More like this, please

@Design watch: Online journal Frostwriting publishes poetry, fiction, and translations in an issue-based format that’s surprisingly readable. The success of the format is due in no small part to Colin Lewis’s clean, open design, which uses a javascript accordion to make each issue’s full contents accessible from the front page without cluttering the ample white space. (The design also makes use of my two favorite web fonts: Helvetica Neue and Helvetica.)

The design’s basic aesthetic — gray-on-white text, generous white space, clear headings (often in Helvetica), and red text for links/accents — has become popular among online journals and magazines, maybe because it provides a sense of literacy that seems both modern and classical. (Black, white, and red were the colors of the Gutenberg Bible, and Helvetica was the mainstay font for modern design.) Does this aesthetic have a proper name? I’m calling it avant-print, until someone calls me stupid for doing so.

Poetry dumpsters

In a recent two-part editorial, the editor of Free Lunch reportedly took online journals to task for being “poetry dumpsters for poetry that has been rejected by the print magazines.”

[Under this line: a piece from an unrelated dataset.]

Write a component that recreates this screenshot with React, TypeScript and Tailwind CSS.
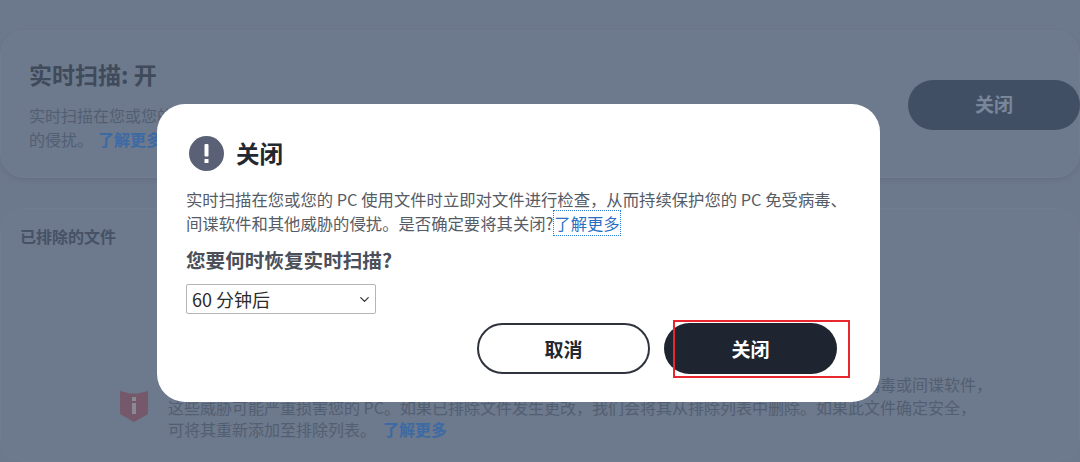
import { ChevronDown } from 'lucide-react'

const cjk = "font-['Noto_Sans_CJK_SC','Noto_Sans',sans-serif]"

function BackgroundPage() {
  return (
    <div className="flex h-[462px] w-[1080px] flex-col overflow-hidden bg-[#6c788b] pt-[30px]">
      <section className="flex h-[148px] shrink-0 items-start justify-between rounded-[24px] border border-[#707c8f] bg-[#6d798c] pl-[28px] shadow-[0_2px_4px_rgba(60,70,90,0.15)]">
        <div className="w-[860px]">
          <h2 className="mt-[27px] text-[23px] leading-[32px] font-bold text-[#3f4a5b]">实时扫描: 开</h2>
          <p className="mt-[14px] text-[16px] leading-[23.5px] text-[#525f72]">
            实时扫描在您或您的 PC 使用文件时立即对文件进行检查，从而持续保护您的 PC 免受病毒、间谍软件和其他威胁
            <br />
            的侵扰。
            <a className="ml-[5px] font-bold text-[#3c6aa5]">了解更多</a>
          </p>
        </div>
        <button className="mt-[49px] -mr-[1px] h-[50px] w-[172px] rounded-full bg-[#414f64] pb-[1px] text-[19px] font-bold text-[#79879a]" type="button">
          关闭
        </button>
      </section>
      <section className="mt-[30px] flex-1 rounded-[24px] border border-[#707c8f] bg-[#6d798c] pl-[19px]">
        <h3 className="mt-[15px] text-[16px] leading-[24px] font-bold text-[#465265]">已排除的文件</h3>
        <div className="mt-[125px] flex items-start gap-[20px] pl-[100px]">
          <svg className="mt-[17px] shrink-0" width="28" height="32" viewBox="0 0 28 32">
            <path d="M0 1 L10 3.5 L18 3.5 L28 1 V24 L14 32 L0 24 Z" fill="#75596a" />
            <rect x="12" y="7" width="4" height="4" fill="#8a8996" />
            <rect x="12" y="13" width="4" height="11" fill="#8a8996" />
          </svg>
          <p className="w-[824px] text-[16px] leading-[22.5px] text-[#525f72]">
            <span className="block text-right">实时扫描会持续检查您的文件，以防范病毒、间谍软件以及其他威胁，例如病毒或间谍软件，</span>
            这些威胁可能严重损害您的 PC。如果已排除文件发生更改，我们会将其从排除列表中删除。如果此文件确定安全，
            <br />
            可将其重新添加至排除列表。
            <a className="ml-[7px] font-bold text-[#3c6aa5]">了解更多</a>
          </p>
        </div>
      </section>
    </div>
  )
}

function CloseDialog() {
  return (
    <div className="absolute top-[104px] left-[157px] h-[298px] w-[723px] rounded-[28px] bg-white pt-[32px] pl-[29px]">
      <div className="flex items-center gap-[12px] pl-[3px]">
        <svg width="35" height="35" viewBox="0 0 35 35">
          <circle cx="17.5" cy="17.5" r="17.5" fill="#5a6176" />
          <rect x="15.5" y="8" width="4" height="12.5" rx="1" fill="#fff" />
          <rect x="15.5" y="23" width="4" height="4" rx="0.5" fill="#fff" />
        </svg>
        <h1 className="text-[23.5px] leading-[35px] font-bold text-[#23272f]">关闭</h1>
      </div>
      <p className="mt-[16px] text-[16.35px] leading-[24px] text-[#565c66]">
        实时扫描在您或您的 PC 使用文件时立即对文件进行检查，从而持续保护您的 PC 免受病毒、
        <br />
        间谍软件和其他威胁的侵扰。是否确定要将其关闭?
        <a className="ml-[1px] text-[#2a6fc4] outline-1 outline-[#2f7fd8] outline-dotted">了解更多</a>
      </p>
      <h2 className="mt-[12px] text-[19.6px] leading-[26px] font-bold text-[#4a4f59]">您要何时恢复实时扫描?</h2>
      <div className="mt-[11px] flex h-[30px] w-[190px] items-center justify-between rounded-[2px] border border-[#b5b5b5] pr-[3px] pl-[5px] text-[18px] text-[#2b2b2b]">
        <span>60 分钟后</span>
        <ChevronDown size={15} strokeWidth={2} className="text-[#333]" />
      </div>
      <div className="absolute top-[219px] left-[320px] flex gap-[14px]">
        <button className="h-[51px] w-[173px] rounded-full border-2 border-[#2f333b] pt-[2px] text-[19px] font-bold text-[#23272f]" type="button">
          取消
        </button>
        <button className="h-[51px] w-[173px] rounded-full bg-[#1f2530] pt-[2px] text-[19px] font-bold text-white" type="button">
          关闭
        </button>
        <div className="absolute top-[-3px] left-[196px] h-[58px] w-[177px] border-2 border-[#e8262d]" />
      </div>
    </div>
  )
}

export default function App() {
  return (
    <div className={`relative h-[462px] w-[1080px] overflow-hidden ${cjk}`}>
      <BackgroundPage />
      <CloseDialog />
    </div>
  )
}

I haven’t read the pieces in full (they are, predictably, not available online), but I’m trying to get copies of the issues so I can respond. As you might guess, we here at Unstressed have some definite thoughts about the value and unique capabilities of online journals. (We also have thoughts on how often technophobic ignorance masquerades as literary discernment.) More on this topic soon.

In the meantime, read Diane Lockward’s excellent list of the qualities she looks for in an online journal, as well as the online journals that she admires. Linebreak’s presence in the latter post is a happy accident, nothing more.